WHAT THE TASK ASKS: Lines containing the string "this" are to be counted; report the total by itself.

RECORDS SUPPLIED:
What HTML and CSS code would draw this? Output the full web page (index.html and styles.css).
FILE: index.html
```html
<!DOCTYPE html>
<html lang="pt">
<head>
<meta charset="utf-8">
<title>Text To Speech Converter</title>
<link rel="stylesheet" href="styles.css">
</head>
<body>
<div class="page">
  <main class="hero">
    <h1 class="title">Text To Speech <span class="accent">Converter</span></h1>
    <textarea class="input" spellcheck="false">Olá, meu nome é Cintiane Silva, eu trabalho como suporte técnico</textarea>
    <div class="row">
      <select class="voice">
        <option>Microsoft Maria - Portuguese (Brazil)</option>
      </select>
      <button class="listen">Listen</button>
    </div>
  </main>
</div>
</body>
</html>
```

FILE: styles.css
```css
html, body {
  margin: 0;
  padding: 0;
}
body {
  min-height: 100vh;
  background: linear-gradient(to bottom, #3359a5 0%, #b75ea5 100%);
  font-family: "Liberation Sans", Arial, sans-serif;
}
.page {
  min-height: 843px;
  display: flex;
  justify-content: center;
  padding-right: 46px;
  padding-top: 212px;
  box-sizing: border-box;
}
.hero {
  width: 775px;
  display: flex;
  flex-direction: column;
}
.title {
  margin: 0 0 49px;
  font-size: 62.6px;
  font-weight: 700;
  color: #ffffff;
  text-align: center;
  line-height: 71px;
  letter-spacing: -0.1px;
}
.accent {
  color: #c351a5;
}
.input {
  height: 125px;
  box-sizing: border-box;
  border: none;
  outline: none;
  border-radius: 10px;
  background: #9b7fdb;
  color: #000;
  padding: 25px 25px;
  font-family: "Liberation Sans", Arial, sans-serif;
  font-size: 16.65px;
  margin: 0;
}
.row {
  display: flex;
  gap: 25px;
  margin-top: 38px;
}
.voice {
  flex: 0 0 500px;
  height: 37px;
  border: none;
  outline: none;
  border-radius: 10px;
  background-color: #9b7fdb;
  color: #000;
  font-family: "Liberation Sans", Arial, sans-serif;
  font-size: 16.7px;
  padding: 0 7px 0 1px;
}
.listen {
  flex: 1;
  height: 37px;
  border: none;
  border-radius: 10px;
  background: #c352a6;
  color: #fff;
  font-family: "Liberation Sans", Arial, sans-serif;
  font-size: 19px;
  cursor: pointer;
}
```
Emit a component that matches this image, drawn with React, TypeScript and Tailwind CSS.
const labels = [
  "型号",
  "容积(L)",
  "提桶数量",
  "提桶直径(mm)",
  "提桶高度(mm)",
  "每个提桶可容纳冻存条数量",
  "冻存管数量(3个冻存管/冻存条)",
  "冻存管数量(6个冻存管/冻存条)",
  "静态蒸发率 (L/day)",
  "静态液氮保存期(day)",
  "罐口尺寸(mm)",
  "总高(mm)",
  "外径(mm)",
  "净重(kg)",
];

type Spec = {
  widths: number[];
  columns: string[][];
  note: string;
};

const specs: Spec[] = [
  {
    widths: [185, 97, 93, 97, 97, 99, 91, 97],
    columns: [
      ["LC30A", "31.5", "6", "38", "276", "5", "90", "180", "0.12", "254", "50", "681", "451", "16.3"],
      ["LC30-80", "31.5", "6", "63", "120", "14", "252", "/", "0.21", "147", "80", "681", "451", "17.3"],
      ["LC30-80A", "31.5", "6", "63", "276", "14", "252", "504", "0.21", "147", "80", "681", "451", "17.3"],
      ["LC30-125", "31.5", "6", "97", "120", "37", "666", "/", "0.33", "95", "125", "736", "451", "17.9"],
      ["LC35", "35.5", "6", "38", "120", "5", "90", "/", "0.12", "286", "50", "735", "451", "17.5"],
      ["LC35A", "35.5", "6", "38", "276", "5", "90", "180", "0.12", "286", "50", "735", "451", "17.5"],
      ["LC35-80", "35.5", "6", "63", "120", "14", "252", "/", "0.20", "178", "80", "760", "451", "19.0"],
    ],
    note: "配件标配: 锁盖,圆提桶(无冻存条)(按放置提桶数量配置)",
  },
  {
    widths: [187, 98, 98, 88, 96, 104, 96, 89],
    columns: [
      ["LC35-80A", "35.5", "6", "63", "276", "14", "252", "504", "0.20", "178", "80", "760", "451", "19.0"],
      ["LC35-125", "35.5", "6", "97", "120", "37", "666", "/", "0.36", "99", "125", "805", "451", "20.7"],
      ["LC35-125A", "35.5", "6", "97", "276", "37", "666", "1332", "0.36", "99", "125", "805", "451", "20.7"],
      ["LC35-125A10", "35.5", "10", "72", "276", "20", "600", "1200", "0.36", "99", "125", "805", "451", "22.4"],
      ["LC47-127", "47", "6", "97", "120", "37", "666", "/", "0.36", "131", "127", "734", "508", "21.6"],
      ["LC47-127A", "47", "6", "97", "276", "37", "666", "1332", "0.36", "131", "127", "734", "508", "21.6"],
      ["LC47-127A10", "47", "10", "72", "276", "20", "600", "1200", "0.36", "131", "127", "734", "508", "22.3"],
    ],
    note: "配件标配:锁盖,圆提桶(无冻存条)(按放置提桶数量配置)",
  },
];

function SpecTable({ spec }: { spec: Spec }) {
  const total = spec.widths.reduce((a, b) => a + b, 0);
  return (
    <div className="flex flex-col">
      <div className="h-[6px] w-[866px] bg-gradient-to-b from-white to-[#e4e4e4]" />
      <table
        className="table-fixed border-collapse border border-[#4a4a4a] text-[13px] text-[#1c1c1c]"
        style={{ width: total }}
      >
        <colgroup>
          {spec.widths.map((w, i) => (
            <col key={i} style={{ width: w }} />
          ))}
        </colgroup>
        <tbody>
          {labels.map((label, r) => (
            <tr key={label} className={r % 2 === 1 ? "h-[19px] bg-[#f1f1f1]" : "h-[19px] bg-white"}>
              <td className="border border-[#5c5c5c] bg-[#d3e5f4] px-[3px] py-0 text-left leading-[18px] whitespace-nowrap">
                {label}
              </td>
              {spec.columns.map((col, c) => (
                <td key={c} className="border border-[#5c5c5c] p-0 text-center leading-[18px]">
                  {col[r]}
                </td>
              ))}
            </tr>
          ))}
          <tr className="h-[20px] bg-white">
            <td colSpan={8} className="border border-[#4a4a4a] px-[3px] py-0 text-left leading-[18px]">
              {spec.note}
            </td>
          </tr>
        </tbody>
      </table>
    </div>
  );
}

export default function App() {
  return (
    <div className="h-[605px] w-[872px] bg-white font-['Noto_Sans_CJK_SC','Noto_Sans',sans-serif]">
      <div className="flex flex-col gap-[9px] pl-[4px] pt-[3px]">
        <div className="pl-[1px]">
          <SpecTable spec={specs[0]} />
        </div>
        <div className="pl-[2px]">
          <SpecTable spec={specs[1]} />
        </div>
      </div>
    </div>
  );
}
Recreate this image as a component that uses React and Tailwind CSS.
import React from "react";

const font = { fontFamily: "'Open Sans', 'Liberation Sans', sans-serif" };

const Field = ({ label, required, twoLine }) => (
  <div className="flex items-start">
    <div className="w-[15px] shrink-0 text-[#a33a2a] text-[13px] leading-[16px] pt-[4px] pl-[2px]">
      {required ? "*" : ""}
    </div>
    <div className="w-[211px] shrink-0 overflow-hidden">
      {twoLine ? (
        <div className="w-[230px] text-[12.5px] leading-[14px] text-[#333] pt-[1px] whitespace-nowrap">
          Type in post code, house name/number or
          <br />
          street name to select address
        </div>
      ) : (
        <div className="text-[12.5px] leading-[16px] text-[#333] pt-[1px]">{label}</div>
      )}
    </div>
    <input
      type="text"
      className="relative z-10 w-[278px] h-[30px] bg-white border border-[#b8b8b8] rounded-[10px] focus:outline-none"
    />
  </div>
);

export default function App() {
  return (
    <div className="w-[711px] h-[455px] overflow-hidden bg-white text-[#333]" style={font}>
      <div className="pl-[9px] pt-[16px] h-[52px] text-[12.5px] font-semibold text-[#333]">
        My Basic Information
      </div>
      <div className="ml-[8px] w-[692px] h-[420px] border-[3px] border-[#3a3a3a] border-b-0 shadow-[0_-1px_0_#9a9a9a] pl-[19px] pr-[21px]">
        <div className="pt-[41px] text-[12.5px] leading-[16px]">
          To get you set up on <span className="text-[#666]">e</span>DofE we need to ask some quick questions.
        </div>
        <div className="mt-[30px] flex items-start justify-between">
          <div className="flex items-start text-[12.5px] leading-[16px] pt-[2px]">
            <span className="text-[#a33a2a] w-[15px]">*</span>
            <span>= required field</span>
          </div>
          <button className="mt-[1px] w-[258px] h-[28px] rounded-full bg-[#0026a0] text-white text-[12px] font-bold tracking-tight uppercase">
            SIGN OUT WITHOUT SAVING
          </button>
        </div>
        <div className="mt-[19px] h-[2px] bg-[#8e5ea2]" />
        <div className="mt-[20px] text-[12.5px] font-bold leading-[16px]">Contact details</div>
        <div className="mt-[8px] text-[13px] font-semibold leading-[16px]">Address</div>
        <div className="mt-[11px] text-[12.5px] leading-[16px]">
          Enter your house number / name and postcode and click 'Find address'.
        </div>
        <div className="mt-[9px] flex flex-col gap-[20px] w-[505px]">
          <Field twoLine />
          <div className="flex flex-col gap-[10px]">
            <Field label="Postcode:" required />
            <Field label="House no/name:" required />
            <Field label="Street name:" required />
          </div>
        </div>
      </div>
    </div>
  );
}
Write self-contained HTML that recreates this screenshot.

OUTPUT BELOW: 4